题目详情 - 1031 Hello World for U (20 分) (pintia.cn)

二、题面

Given any string of N (>=5) characters, you are asked to form the characters into the shape of U. For example, “helloworld” can be printed as:

h  d
e  l
l  r
lowo

That is, the characters must be printed in the original order, starting top-down from the left vertical line with n1 characters, then left to right along the bottom line with n2 characters, and finally bottom-up along the vertical line with n3 characters. And more, we would like U to be as squared as possible – that is, it must be satisfied that n1 = n3 = max { k| k <= n2 for all 3 <= n2 <= N } with n1 + n2 + n3 - 2 = N.

三、输入

Each input file contains one test case. Each case contains one string with no less than 5 and no more than 80 characters in a line.

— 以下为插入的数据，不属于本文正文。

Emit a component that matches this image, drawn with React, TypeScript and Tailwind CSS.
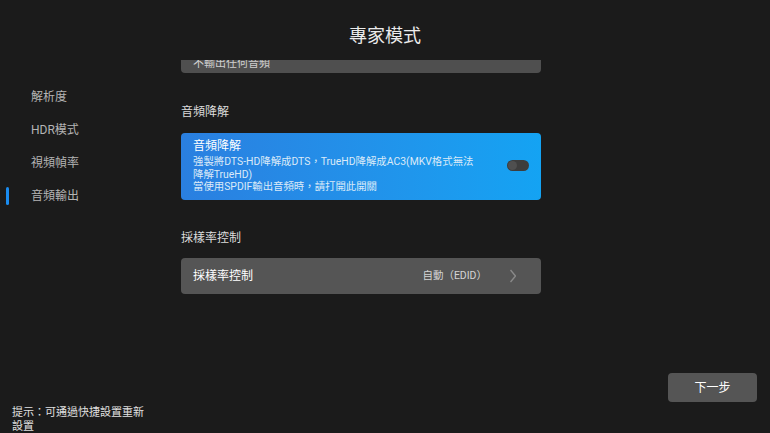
import React from "react";

const font = { fontFamily: "Roboto, 'Noto Sans CJK TC', sans-serif" };

const navItems = ["解析度", "HDR模式", "視頻幀率", "音頻輸出"];

export default function App() {
  return (
    <div
      className="flex h-[433px] w-[770px] flex-col overflow-hidden bg-[#1b1b1b] text-white"
      style={font}
    >
      {/* Header */}
      <div className="flex h-[60px] shrink-0 justify-center pt-[25px]">
        <h1 className="text-[18px] leading-[22px] text-[#ececec]">專家模式</h1>
      </div>

      <div className="flex flex-1">
        {/* Sidebar */}
        <div className="flex w-[181px] shrink-0 flex-col justify-between">
          <ul className="pt-[20px]">
            {navItems.map((item, i) => (
              <li
                key={item}
                className="relative flex h-[33px] items-center pl-[31px] text-[12px] text-[#b4b4b4]"
              >
                {i === navItems.length - 1 && (
                  <span className="absolute left-[6px] top-[8px] h-[18px] w-[3px] rounded-sm bg-[#1a8cf0]" />
                )}
                {item}
              </li>
            ))}
          </ul>
          <p className="-mb-[1px] w-[152px] pl-[12px] text-[11px] leading-[14px] text-[#e0e0e0]">
            提示：可通過快捷設置重新設置
          </p>
        </div>

        {/* Settings list */}
        <div className="w-[360px] shrink-0 overflow-hidden">
          <div className="-mt-[26px] rounded-[4px] bg-[#4f4f4f] px-[12px] pb-[3px] pt-[23px]">
            <div className="text-[11px] leading-[13px] text-[#cfcfcf]">不輸出任何音頻</div>
          </div>

          <div className="mt-[30px] text-[12px] leading-[18px] text-[#dcdcdc]">音頻降解</div>

          <div className="mt-[12px] flex items-center justify-between rounded-[4px] bg-gradient-to-r from-[#2a7fe0] to-[#14a3f3] px-[12px] pb-[6px] pt-[5px]">
            <div>
              <div className="text-[12px] leading-[16px] text-white">音頻降解</div>
              <div className="mt-[2px] text-[10.4px] leading-[12.5px] text-[#dbeaf8]">
                強製將DTS-HD降解成DTS，TrueHD降解成AC3(MKV格式無法
                <br />
                降解TrueHD)
                <br />
                當使用SPDIF輸出音頻時，請打開此開關
              </div>
            </div>
            <span className="flex h-[11px] w-[22px] items-center rounded-full bg-[#3d3d3d] px-[1px]">
              <span className="h-[9px] w-[9px] rounded-full bg-[#4f4f4f]" />
            </span>
          </div>

          <div className="mt-[29px] text-[12px] leading-[18px] text-[#dcdcdc]">採樣率控制</div>

          <div className="mt-[11px] flex h-[36px] items-center rounded-[4px] bg-[#555555] pl-[12px] pr-[25px]">
            <span className="flex-1 text-[12px] text-white">採樣率控制</span>
            <span className="text-[10.5px] text-[#d4d4d4]">自動（EDID）</span>
            <svg
              className="ml-[23px]"
              width="6"
              height="14"
              viewBox="0 0 6 14"
              fill="none"
              stroke="#8a8a8a"
              strokeWidth="1.4"
            >
              <path d="M0.5 1l5 6-5 6" />
            </svg>
          </div>
        </div>

        {/* Right column */}
        <div className="flex flex-1 flex-col items-end justify-end pb-[31px] pr-[13px]">
          <button className="h-[29px] w-[89px] rounded-[4px] bg-[#555555] text-[12px] text-white">
            下一步
          </button>
        </div>
      </div>
    </div>
  );
}
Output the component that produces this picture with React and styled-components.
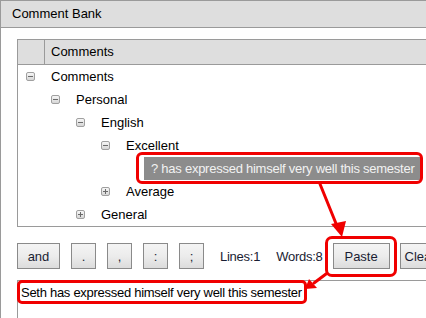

The string contains no white space.

四、输出

For each test case, print the input string in the shape of U as specified in the description.

五、思路

确定了n1,n2,n3的位置就简单了

测试样例:可以分别选取5,6,7情况下得即可

六、code

1. 一开始选择了比较稳妥的想法,先搞个map确定好位置,然后统一绘制图像

   #include <bits/stdc++.h>
   #define INF 0x3f3f3f3f
   
   using namespace std;
   
   const int N=1e2;
   
   char arr[N],mp[N][N];
   
   int maxx(int a,int b){
       return a>b?a:b;
   }
   
   int main(){
       //mp初始化
       for(int i=0;i<N;i++){
           for(int j=0;j<N;j++){
               mp[i][j]=' ';
           }
       }
       cin >> arr;
       int n=strlen(arr);
       int n1=0,n2=3,n3=0;
       for(int i=3;i<=n;i++){
           int temp=(n-i+2)/2;
           if((n-i)%2==0&&temp<=i&&temp>n1){
               n2=i;
               n1=temp;
           }
       }
       n3=n1;
       //cout << "n1:" << n1 << " n2:" << n2 << " n3:" << n3 << endl;
       int temp=0;
       for(int i=0;i<n1;i++){
           mp[temp++][0]=arr[i];
       }
       int temp1=0;
       temp--;
       for(int i=n1;i<n1+n2-2;i++){
           mp[temp][++temp1]=arr[i];
       }
       for(int i=n1+n2-2;i<n;i++){
           mp[temp--][n2-1]=arr[i];
       }
       for(int i=0;i<n1;i++){
           for(int j=0;j<n2;j++){
               printf("%c",mp[i][j]);
           }
           printf("\n");
       }
       return 0;
   }
   

2. 仔细观察可以发现,直接绘图其实也是比较简单的,每一行首尾字符的输出是存在规律的

   #include <bits/stdc++.h>
   #define INF 0x3f3f3f3f
   
   using namespace std;
   
   const int N=1e2+5;
   
   char arr[N];
   
   int main(){
       cin >> arr;
       int n=strlen(arr);
       int n1=0,n2=3,n3=0;
       for(int i=3;i<=n;i++){
           int temp=(n-i+2)/2;
           if((n-i)%2==0&&temp<=i&&temp>n1){
               n2=i;
               n1=temp;
           }
       }
       n3=n1;
       //cout << "n1:" << n1 << " n2:" << n2 << " n3:" << n3 << endl;
       for(int i=0;i<n1-1;i++){
           printf("%c",arr[i]);
           for(int j=0;j<n2-2;j++){
               printf(" ");
           }
           printf("%c\n",arr[n-1-i]);
       }
       for(int i=n1-1;i<n1+n2-1;i++){
           printf("%c",arr[i]);
       }
       cout << endl;
       return 0;
   }